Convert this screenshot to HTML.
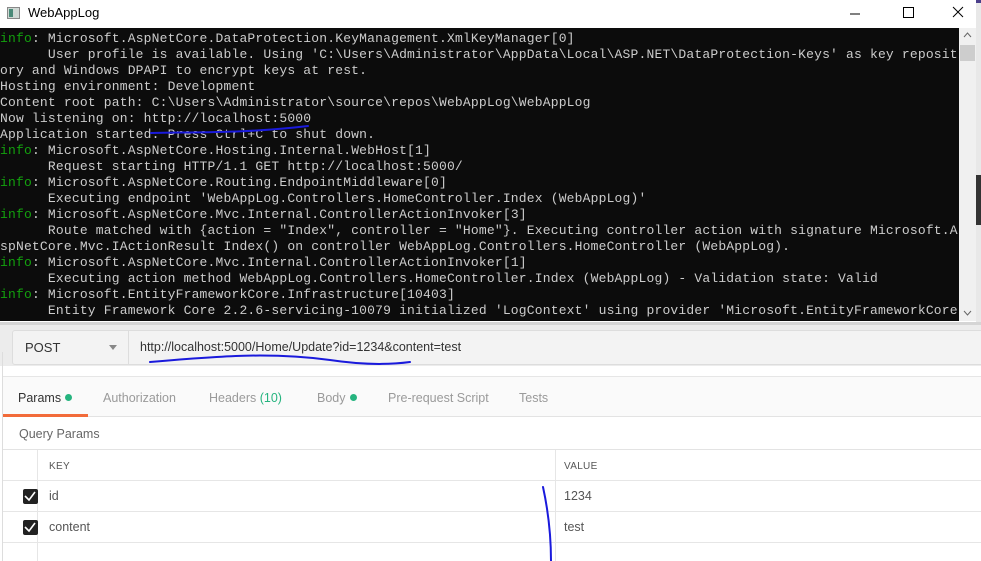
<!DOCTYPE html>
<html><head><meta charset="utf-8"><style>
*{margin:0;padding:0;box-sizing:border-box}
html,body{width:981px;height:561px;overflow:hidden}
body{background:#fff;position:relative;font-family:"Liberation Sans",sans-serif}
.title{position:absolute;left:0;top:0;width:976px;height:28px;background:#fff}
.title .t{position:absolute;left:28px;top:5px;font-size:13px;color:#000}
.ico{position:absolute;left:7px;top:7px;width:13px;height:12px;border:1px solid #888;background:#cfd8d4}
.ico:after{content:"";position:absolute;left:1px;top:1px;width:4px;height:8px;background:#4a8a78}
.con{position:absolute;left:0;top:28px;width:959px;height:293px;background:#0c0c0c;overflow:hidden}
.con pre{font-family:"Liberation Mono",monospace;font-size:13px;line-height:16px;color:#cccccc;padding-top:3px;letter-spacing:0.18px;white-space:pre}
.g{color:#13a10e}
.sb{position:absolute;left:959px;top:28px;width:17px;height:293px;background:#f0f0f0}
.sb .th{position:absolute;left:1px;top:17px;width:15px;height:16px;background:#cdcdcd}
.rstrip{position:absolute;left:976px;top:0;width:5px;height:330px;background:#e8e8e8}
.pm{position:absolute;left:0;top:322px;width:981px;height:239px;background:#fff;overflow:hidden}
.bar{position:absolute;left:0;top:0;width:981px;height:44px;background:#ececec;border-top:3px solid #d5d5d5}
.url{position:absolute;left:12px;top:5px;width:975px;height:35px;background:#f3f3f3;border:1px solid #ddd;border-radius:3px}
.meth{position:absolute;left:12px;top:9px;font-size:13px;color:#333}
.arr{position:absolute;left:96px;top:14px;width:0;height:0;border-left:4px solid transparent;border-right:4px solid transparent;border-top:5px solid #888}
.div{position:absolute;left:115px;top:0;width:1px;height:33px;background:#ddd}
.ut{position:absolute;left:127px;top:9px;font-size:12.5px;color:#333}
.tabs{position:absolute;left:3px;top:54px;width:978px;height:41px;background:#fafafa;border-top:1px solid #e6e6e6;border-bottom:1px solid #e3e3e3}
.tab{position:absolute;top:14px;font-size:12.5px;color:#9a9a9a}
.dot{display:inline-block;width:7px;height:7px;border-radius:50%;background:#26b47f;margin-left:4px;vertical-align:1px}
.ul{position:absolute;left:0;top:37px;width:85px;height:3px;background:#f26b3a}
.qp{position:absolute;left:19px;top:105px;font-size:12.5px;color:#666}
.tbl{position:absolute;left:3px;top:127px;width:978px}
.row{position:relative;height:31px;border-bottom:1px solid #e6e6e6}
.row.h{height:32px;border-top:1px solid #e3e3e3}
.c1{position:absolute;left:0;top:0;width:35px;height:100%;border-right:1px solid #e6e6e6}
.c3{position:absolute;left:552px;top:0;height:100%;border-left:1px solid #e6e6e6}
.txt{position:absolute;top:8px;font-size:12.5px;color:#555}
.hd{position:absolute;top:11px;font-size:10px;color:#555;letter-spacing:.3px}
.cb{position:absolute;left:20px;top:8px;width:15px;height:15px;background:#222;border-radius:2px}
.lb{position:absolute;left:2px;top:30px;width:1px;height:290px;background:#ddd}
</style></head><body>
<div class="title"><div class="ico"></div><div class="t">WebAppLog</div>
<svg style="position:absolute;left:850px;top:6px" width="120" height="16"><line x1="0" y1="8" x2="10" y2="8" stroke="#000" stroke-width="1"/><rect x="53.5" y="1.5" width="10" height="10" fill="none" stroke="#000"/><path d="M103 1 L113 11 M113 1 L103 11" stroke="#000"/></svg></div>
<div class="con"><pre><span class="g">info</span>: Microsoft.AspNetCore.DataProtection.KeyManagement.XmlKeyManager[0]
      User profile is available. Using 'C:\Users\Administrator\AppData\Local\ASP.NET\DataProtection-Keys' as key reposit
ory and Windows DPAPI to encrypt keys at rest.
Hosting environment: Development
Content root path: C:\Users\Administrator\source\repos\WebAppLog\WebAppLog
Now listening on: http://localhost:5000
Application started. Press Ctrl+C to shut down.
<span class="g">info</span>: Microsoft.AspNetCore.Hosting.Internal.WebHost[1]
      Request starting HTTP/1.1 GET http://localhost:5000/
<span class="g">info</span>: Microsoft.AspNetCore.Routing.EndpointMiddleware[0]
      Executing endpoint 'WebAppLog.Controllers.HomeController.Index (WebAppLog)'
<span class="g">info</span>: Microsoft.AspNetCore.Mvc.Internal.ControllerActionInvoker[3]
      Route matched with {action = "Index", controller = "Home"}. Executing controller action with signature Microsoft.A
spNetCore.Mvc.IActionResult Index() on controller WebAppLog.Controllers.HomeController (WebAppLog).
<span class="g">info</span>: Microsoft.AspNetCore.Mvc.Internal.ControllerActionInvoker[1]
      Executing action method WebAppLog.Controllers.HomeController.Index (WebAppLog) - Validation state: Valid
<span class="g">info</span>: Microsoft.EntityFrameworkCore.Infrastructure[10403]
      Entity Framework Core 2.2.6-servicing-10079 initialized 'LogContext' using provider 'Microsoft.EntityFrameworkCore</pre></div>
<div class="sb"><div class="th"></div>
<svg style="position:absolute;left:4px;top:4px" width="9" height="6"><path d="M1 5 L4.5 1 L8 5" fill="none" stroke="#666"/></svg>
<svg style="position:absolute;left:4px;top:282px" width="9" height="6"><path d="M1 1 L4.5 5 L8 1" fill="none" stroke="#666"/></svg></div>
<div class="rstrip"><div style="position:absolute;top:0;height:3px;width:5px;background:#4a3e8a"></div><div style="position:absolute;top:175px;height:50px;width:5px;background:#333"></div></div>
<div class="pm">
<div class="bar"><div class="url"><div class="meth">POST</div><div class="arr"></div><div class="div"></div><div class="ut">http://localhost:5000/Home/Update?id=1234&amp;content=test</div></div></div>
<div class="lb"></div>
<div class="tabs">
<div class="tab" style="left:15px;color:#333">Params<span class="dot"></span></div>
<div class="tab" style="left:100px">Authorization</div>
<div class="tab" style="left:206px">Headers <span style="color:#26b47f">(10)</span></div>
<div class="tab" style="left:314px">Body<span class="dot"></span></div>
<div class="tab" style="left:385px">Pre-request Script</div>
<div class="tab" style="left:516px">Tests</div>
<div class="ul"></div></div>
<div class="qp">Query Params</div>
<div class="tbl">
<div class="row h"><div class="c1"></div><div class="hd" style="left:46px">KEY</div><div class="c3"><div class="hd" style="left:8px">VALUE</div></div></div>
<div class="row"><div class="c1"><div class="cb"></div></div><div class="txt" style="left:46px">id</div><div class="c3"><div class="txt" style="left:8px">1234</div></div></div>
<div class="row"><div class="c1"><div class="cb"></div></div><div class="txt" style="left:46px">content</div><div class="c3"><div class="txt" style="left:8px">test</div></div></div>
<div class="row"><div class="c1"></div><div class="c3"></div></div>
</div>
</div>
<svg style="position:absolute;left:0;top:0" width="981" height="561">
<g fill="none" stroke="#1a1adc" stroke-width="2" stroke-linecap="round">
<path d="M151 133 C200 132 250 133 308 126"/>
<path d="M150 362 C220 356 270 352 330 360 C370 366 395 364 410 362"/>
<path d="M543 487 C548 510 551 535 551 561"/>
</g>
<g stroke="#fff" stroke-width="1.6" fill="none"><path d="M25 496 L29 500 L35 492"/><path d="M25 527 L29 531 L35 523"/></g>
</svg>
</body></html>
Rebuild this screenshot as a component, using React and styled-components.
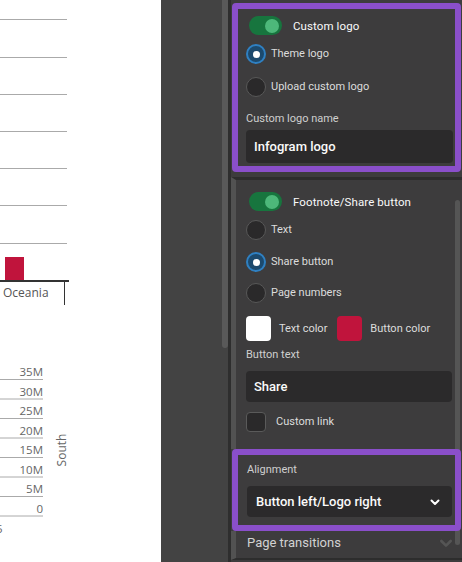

□ □ □ □

• WHAT THE TASK REQUIRES: Retype the listing exactly. Pictures do not belong in the copy.

• WORKED SOLUTION:
Convert this screenshot to HTML.
<!DOCTYPE html>
<html><head><meta charset="utf-8"><style>
*{margin:0;padding:0;box-sizing:border-box}
html,body{width:981px;height:561px;overflow:hidden}
body{background:#fff;position:relative;font-family:"Liberation Sans",sans-serif}
.title{position:absolute;left:0;top:0;width:976px;height:28px;background:#fff}
.title .t{position:absolute;left:28px;top:5px;font-size:13px;color:#000}
.ico{position:absolute;left:7px;top:7px;width:13px;height:12px;border:1px solid #888;background:#cfd8d4}
.ico:after{content:"";position:absolute;left:1px;top:1px;width:4px;height:8px;background:#4a8a78}
.con{position:absolute;left:0;top:28px;width:959px;height:293px;background:#0c0c0c;overflow:hidden}
.con pre{font-family:"Liberation Mono",monospace;font-size:13px;line-height:16px;color:#cccccc;padding-top:3px;letter-spacing:0.18px;white-space:pre}
.g{color:#13a10e}
.sb{position:absolute;left:959px;top:28px;width:17px;height:293px;background:#f0f0f0}
.sb .th{position:absolute;left:1px;top:17px;width:15px;height:16px;background:#cdcdcd}
.rstrip{position:absolute;left:976px;top:0;width:5px;height:330px;background:#e8e8e8}
.pm{position:absolute;left:0;top:322px;width:981px;height:239px;background:#fff;overflow:hidden}
.bar{position:absolute;left:0;top:0;width:981px;height:44px;background:#ececec;border-top:3px solid #d5d5d5}
.url{position:absolute;left:12px;top:5px;width:975px;height:35px;background:#f3f3f3;border:1px solid #ddd;border-radius:3px}
.meth{position:absolute;left:12px;top:9px;font-size:13px;color:#333}
.arr{position:absolute;left:96px;top:14px;width:0;height:0;border-left:4px solid transparent;border-right:4px solid transparent;border-top:5px solid #888}
.div{position:absolute;left:115px;top:0;width:1px;height:33px;background:#ddd}
.ut{position:absolute;left:127px;top:9px;font-size:12.5px;color:#333}
.tabs{position:absolute;left:3px;top:54px;width:978px;height:41px;background:#fafafa;border-top:1px solid #e6e6e6;border-bottom:1px solid #e3e3e3}
.tab{position:absolute;top:14px;font-size:12.5px;color:#9a9a9a}
.dot{display:inline-block;width:7px;height:7px;border-radius:50%;background:#26b47f;margin-left:4px;vertical-align:1px}
.ul{position:absolute;left:0;top:37px;width:85px;height:3px;background:#f26b3a}
.qp{position:absolute;left:19px;top:105px;font-size:12.5px;color:#666}
.tbl{position:absolute;left:3px;top:127px;width:978px}
.row{position:relative;height:31px;border-bottom:1px solid #e6e6e6}
.row.h{height:32px;border-top:1px solid #e3e3e3}
.c1{position:absolute;left:0;top:0;width:35px;height:100%;border-right:1px solid #e6e6e6}
.c3{position:absolute;left:552px;top:0;height:100%;border-left:1px solid #e6e6e6}
.txt{position:absolute;top:8px;font-size:12.5px;color:#555}
.hd{position:absolute;top:11px;font-size:10px;color:#555;letter-spacing:.3px}
.cb{position:absolute;left:20px;top:8px;width:15px;height:15px;background:#222;border-radius:2px}
.lb{position:absolute;left:2px;top:30px;width:1px;height:290px;background:#ddd}
</style></head><body>
<div class="title"><div class="ico"></div><div class="t">WebAppLog</div>
<svg style="position:absolute;left:850px;top:6px" width="120" height="16"><line x1="0" y1="8" x2="10" y2="8" stroke="#000" stroke-width="1"/><rect x="53.5" y="1.5" width="10" height="10" fill="none" stroke="#000"/><path d="M103 1 L113 11 M113 1 L103 11" stroke="#000"/></svg></div>
<div class="con"><pre><span class="g">info</span>: Microsoft.AspNetCore.DataProtection.KeyManagement.XmlKeyManager[0]
      User profile is available. Using 'C:\Users\Administrator\AppData\Local\ASP.NET\DataProtection-Keys' as key reposit
ory and Windows DPAPI to encrypt keys at rest.
Hosting environment: Development
Content root path: C:\Users\Administrator\source\repos\WebAppLog\WebAppLog
Now listening on: http://localhost:5000
Application started. Press Ctrl+C to shut down.
<span class="g">info</span>: Microsoft.AspNetCore.Hosting.Internal.WebHost[1]
      Request starting HTTP/1.1 GET http://localhost:5000/
<span class="g">info</span>: Microsoft.AspNetCore.Routing.EndpointMiddleware[0]
      Executing endpoint 'WebAppLog.Controllers.HomeController.Index (WebAppLog)'
<span class="g">info</span>: Microsoft.AspNetCore.Mvc.Internal.ControllerActionInvoker[3]
      Route matched with {action = "Index", controller = "Home"}. Executing controller action with signature Microsoft.A
spNetCore.Mvc.IActionResult Index() on controller WebAppLog.Controllers.HomeController (WebAppLog).
<span class="g">info</span>: Microsoft.AspNetCore.Mvc.Internal.ControllerActionInvoker[1]
      Executing action method WebAppLog.Controllers.HomeController.Index (WebAppLog) - Validation state: Valid
<span class="g">info</span>: Microsoft.EntityFrameworkCore.Infrastructure[10403]
      Entity Framework Core 2.2.6-servicing-10079 initialized 'LogContext' using provider 'Microsoft.EntityFrameworkCore</pre></div>
<div class="sb"><div class="th"></div>
<svg style="position:absolute;left:4px;top:4px" width="9" height="6"><path d="M1 5 L4.5 1 L8 5" fill="none" stroke="#666"/></svg>
<svg style="position:absolute;left:4px;top:282px" width="9" height="6"><path d="M1 1 L4.5 5 L8 1" fill="none" stroke="#666"/></svg></div>
<div class="rstrip"><div style="position:absolute;top:0;height:3px;width:5px;background:#4a3e8a"></div><div style="position:absolute;top:175px;height:50px;width:5px;background:#333"></div></div>
<div class="pm">
<div class="bar"><div class="url"><div class="meth">POST</div><div class="arr"></div><div class="div"></div><div class="ut">http://localhost:5000/Home/Update?id=1234&amp;content=test</div></div></div>
<div class="lb"></div>
<div class="tabs">
<div class="tab" style="left:15px;color:#333">Params<span class="dot"></span></div>
<div class="tab" style="left:100px">Authorization</div>
<div class="tab" style="left:206px">Headers <span style="color:#26b47f">(10)</span></div>
<div class="tab" style="left:314px">Body<span class="dot"></span></div>
<div class="tab" style="left:385px">Pre-request Script</div>
<div class="tab" style="left:516px">Tests</div>
<div class="ul"></div></div>
<div class="qp">Query Params</div>
<div class="tbl">
<div class="row h"><div class="c1"></div><div class="hd" style="left:46px">KEY</div><div class="c3"><div class="hd" style="left:8px">VALUE</div></div></div>
<div class="row"><div class="c1"><div class="cb"></div></div><div class="txt" style="left:46px">id</div><div class="c3"><div class="txt" style="left:8px">1234</div></div></div>
<div class="row"><div class="c1"><div class="cb"></div></div><div class="txt" style="left:46px">content</div><div class="c3"><div class="txt" style="left:8px">test</div></div></div>
<div class="row"><div class="c1"></div><div class="c3"></div></div>
</div>
</div>
<svg style="position:absolute;left:0;top:0" width="981" height="561">
<g fill="none" stroke="#1a1adc" stroke-width="2" stroke-linecap="round">
<path d="M151 133 C200 132 250 133 308 126"/>
<path d="M150 362 C220 356 270 352 330 360 C370 366 395 364 410 362"/>
<path d="M543 487 C548 510 551 535 551 561"/>
</g>
<g stroke="#fff" stroke-width="1.6" fill="none"><path d="M25 496 L29 500 L35 492"/><path d="M25 527 L29 531 L35 523"/></g>
</svg>
</body></html>
Rebuild this screenshot as a component, using React and styled-components.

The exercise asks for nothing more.